Where did it originate?

HP-UX emerged in the early 1980s, based upon AT&T System V with later additions from Berkeley Software Distribution Unix.

 

What's it for?

Like IBM and Sun, HP has been focusing on virtualisation and partitioning, making maximum use of resources and even enabling applications to be moved from server to server, more or less eliminating scheduled downtime.

HP ships its operating system in integrated bundles called operating environments for different applications with Mozilla Application Suite for web servers, for example, or Serviceguard and Workload Manager for mission-critical database servers.

HP supplies the full Java platform on HP-UX, including its own tools such as Java Out-of-Box, which improves the behaviour of large server-side Java applications. It provides a Linux porting kit and Linux runtime environment. For native development on HP-UX, HP supports a variety of languages including C, C++ and HP Micro Focus Object COBOL.

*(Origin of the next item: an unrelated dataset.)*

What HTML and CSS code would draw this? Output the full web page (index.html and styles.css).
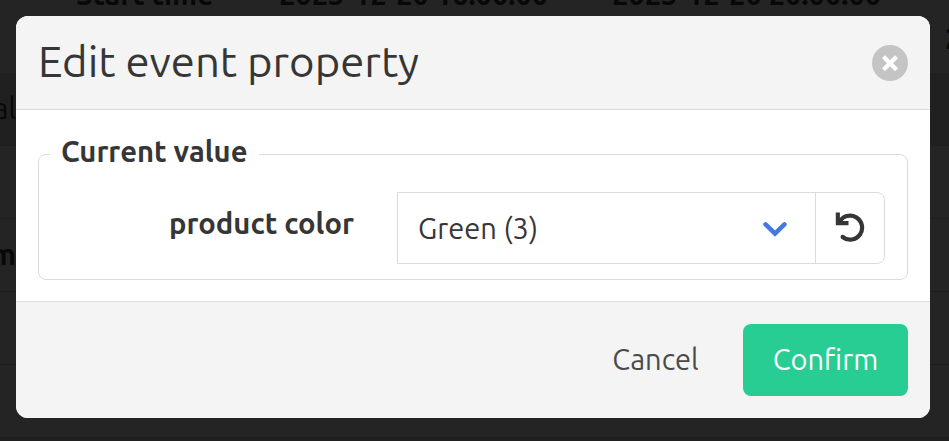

HP also ships and supports a lot of mainstream open source products, including Perl and PHP, the Apache web server and Jakarta Tomcat. The Oracle-compatible EnterpriseDB implementation of the PostgreSQL open source database has been optimised for HP-UX.

 

What makes it special?

Rather than developing its own primary file systems and clustering solutions, HP has a long-standing relationship with best-of-breed supplier Veritas.

HP, thanks to the long-term success of its OpenView product family, is particularly strong in systems management.

 

How difficult is it to master?

Experienced Unix systems administrators can move to HP-UX with a five-day course. Unix beginners will need up to 19 days. In the same way IBM has increasingly introduced "autonomic" management features, HP has been adding "self-healing" and auto-tuning, and provides a "single pane of glass" view via the HP-UX System Management Homepage.

 

Where is it used?

Like IBM, HP is increasing its focus on business information, claiming that a substantial number of the world's largest data warehouses run on HP-UX.

 

What systems does it run on?

On HP's PA Risc and Itanium processors.

 

Rates of pay

Systems administrators, £34-40k.

 

Training

HP runs classroom and online courses but provides fewer opportunities for self-starters with no budgets to acquire its skills - there is no equivalent to IBM's Developerworks, for example.